Task: Reproduce the listing below from the line with "Clone this table" to the line with "string; height: string;", both lines included, character for character, minus any pictures.

Dataset extract:
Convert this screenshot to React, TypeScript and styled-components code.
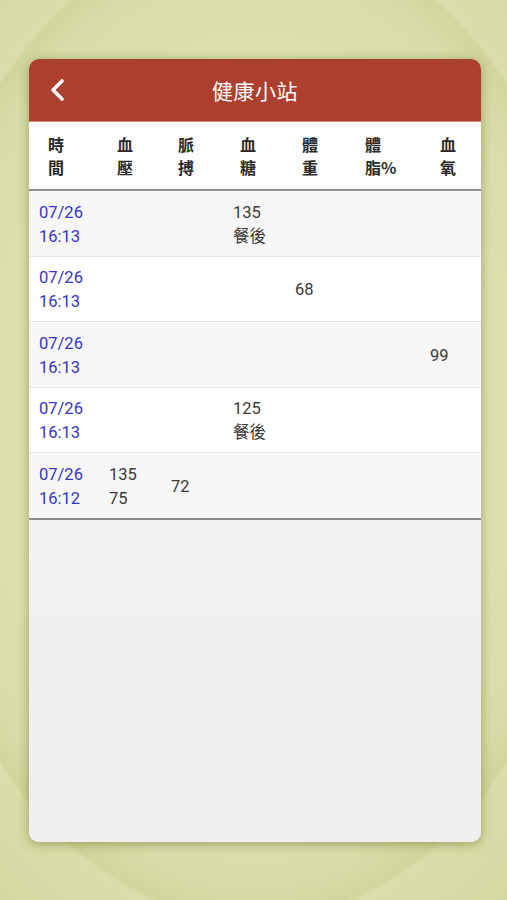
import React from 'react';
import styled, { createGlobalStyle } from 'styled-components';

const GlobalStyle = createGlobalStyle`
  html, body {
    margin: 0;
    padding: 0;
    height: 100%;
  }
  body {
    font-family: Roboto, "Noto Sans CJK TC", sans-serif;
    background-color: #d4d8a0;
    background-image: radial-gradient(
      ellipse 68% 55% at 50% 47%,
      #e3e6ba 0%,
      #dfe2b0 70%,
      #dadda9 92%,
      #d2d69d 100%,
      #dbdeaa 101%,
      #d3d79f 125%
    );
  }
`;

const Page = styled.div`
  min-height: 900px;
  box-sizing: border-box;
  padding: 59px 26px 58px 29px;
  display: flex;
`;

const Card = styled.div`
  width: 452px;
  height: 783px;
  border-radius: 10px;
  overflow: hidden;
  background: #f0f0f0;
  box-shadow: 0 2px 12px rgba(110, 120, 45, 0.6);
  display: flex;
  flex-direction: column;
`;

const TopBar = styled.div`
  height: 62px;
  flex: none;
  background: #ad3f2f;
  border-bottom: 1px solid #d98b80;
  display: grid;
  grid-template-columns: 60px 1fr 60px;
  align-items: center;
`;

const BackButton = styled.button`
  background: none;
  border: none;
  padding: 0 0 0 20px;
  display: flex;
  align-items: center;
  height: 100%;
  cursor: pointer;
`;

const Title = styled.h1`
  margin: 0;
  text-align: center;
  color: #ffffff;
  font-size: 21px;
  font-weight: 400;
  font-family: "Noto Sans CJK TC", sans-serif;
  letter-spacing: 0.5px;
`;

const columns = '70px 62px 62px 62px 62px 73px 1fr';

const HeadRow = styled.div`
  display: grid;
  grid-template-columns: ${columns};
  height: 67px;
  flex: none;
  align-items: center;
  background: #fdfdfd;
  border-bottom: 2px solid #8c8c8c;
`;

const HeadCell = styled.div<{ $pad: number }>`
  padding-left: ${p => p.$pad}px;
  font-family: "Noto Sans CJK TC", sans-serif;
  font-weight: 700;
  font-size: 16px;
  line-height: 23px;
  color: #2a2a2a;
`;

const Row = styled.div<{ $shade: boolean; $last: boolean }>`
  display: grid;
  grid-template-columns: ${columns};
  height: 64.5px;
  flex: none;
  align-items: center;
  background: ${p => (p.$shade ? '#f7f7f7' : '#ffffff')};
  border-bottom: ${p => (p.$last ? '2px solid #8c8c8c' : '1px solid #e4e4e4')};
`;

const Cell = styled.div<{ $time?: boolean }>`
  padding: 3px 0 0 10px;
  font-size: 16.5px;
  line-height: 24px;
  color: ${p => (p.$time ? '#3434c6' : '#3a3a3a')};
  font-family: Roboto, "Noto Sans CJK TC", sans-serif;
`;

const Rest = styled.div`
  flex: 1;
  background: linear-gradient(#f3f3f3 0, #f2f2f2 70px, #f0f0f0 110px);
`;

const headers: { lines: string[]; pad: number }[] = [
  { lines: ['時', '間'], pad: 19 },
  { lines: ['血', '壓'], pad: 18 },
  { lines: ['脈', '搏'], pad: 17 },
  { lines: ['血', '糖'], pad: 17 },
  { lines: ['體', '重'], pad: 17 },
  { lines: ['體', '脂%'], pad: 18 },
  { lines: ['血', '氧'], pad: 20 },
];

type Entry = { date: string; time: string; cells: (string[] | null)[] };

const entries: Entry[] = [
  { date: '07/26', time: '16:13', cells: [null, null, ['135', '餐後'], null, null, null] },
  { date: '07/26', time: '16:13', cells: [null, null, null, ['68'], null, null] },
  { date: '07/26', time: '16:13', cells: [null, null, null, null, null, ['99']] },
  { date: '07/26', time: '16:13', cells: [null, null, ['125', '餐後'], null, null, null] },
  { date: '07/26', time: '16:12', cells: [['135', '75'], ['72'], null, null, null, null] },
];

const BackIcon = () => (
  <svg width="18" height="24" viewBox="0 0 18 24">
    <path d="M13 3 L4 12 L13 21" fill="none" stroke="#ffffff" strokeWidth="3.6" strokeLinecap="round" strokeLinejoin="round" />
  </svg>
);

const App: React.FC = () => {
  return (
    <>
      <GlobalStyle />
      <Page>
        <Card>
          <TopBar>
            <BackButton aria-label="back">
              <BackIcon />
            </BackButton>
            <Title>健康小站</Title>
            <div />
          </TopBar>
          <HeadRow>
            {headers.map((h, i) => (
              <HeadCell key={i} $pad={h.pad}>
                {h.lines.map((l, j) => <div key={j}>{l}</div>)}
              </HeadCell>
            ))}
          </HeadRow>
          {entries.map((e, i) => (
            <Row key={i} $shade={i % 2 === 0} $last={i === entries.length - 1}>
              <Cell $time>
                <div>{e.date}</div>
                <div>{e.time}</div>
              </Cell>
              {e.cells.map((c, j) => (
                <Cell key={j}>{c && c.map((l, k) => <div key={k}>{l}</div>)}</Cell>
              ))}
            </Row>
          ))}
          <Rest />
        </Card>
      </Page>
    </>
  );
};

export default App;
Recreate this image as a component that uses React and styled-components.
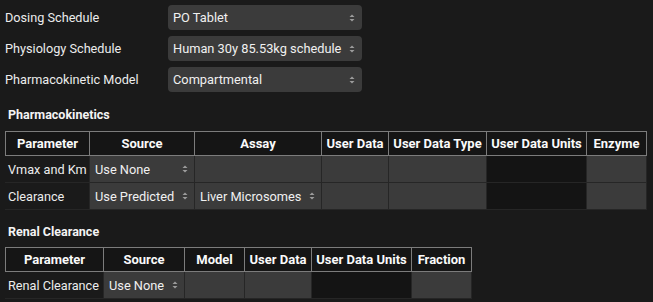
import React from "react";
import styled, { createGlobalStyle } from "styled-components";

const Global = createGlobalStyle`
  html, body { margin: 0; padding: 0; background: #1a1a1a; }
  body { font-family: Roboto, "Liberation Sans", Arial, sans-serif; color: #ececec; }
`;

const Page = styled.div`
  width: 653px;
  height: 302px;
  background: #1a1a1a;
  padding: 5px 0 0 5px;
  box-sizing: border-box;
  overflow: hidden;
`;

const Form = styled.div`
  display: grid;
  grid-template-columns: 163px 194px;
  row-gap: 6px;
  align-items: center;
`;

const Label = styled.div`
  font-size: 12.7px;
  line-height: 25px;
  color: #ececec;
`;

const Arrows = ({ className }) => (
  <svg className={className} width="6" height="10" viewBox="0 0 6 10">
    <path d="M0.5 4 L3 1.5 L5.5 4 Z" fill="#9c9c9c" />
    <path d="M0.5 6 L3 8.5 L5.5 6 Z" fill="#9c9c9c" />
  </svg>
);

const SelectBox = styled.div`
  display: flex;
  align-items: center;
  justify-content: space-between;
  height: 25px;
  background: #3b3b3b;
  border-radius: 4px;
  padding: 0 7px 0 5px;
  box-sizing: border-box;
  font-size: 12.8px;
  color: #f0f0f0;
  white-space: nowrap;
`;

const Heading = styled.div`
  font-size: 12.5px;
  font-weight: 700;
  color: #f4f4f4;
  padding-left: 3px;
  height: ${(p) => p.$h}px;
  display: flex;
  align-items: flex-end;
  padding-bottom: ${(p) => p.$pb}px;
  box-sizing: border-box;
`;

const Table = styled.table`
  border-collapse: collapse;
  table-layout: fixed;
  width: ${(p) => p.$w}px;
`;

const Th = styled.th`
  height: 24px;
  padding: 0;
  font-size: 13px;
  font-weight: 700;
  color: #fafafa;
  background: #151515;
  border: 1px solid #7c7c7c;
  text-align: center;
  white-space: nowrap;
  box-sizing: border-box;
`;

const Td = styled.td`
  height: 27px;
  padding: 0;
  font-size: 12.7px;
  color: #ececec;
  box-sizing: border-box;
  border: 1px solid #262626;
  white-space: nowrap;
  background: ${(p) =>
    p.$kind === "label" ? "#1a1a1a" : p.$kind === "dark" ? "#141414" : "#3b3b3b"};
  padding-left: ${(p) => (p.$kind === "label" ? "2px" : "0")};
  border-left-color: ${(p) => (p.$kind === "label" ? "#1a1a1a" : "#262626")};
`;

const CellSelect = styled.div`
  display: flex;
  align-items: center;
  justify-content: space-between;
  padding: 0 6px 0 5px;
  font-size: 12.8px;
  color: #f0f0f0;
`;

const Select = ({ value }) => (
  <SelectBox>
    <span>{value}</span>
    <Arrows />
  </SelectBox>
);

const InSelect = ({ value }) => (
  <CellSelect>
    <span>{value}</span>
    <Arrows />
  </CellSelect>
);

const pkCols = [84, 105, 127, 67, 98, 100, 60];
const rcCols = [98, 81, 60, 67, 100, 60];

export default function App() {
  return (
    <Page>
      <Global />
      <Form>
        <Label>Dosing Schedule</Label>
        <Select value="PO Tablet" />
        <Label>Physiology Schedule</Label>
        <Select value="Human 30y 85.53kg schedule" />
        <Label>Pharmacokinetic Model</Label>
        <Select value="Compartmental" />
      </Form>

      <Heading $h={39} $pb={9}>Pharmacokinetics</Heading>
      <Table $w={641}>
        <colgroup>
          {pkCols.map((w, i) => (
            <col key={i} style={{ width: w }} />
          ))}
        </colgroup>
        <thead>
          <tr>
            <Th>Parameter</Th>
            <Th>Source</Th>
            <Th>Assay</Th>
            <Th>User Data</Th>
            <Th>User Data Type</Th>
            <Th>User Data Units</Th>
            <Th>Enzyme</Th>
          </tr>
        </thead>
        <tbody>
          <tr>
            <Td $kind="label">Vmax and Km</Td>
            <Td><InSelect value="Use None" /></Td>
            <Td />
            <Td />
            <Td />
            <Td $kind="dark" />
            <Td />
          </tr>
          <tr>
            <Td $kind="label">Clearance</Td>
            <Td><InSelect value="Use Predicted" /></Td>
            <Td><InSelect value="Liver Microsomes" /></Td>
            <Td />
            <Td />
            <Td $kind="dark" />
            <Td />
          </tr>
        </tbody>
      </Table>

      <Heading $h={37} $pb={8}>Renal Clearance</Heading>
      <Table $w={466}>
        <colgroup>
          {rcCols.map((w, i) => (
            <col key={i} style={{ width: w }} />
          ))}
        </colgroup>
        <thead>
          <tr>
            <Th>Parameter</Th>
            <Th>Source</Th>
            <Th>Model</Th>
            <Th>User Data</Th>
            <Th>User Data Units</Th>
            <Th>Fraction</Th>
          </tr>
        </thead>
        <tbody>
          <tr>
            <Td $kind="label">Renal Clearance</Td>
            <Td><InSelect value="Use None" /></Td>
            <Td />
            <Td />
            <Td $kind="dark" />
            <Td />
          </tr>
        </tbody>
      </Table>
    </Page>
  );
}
...
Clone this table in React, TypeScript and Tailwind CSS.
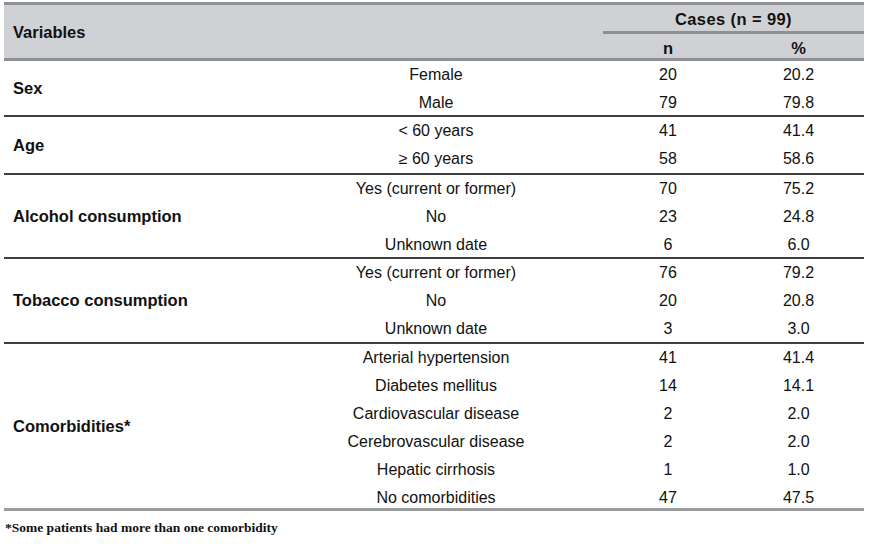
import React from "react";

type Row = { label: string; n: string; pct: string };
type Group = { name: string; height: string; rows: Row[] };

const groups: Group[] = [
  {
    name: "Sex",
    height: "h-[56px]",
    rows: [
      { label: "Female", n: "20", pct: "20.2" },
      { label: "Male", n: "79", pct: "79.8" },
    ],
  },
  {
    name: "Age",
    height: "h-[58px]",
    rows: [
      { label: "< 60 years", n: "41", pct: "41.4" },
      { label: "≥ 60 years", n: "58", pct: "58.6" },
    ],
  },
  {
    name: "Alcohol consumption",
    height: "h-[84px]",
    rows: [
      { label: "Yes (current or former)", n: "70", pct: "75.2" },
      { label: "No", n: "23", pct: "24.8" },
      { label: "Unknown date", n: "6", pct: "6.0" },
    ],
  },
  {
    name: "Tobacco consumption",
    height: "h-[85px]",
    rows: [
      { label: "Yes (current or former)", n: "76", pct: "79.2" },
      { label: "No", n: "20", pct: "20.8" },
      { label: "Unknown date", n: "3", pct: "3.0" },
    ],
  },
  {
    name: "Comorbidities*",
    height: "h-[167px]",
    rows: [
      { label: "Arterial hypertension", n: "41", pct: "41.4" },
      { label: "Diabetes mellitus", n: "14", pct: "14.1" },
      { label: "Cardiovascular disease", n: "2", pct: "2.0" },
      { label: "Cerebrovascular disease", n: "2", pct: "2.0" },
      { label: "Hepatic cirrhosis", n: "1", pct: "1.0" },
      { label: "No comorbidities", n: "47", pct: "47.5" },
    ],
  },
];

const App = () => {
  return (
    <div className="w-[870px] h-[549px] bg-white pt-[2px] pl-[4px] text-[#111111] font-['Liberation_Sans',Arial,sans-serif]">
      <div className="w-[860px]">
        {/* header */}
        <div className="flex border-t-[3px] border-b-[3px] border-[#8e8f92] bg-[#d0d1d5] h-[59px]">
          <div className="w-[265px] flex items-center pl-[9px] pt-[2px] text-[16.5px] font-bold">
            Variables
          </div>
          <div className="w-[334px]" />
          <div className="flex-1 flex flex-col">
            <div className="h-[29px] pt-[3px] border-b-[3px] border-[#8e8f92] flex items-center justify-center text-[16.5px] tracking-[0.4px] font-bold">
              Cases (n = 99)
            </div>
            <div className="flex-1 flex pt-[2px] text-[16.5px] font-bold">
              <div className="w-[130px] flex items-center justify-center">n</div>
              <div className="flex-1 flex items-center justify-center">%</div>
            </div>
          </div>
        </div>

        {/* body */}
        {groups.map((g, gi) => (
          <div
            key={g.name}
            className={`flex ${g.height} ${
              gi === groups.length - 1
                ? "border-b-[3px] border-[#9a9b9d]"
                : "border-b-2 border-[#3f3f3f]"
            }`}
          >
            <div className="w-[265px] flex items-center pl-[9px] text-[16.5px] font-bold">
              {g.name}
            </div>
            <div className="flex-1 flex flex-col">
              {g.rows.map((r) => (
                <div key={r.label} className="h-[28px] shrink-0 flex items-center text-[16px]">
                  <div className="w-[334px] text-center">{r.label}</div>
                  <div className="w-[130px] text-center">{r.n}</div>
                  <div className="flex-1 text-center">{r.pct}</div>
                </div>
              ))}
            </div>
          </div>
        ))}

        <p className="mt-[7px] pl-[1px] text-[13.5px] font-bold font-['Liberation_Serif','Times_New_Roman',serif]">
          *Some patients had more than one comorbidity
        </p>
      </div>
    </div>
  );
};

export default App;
--
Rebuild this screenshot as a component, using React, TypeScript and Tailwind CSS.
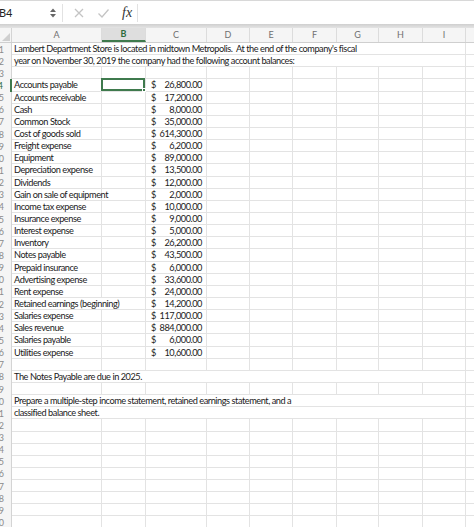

Finished task:
Clone this table in React, TypeScript and Tailwind CSS.
import React from "react";

type Row = { label: string; n: string; pct: string };
type Group = { name: string; height: string; rows: Row[] };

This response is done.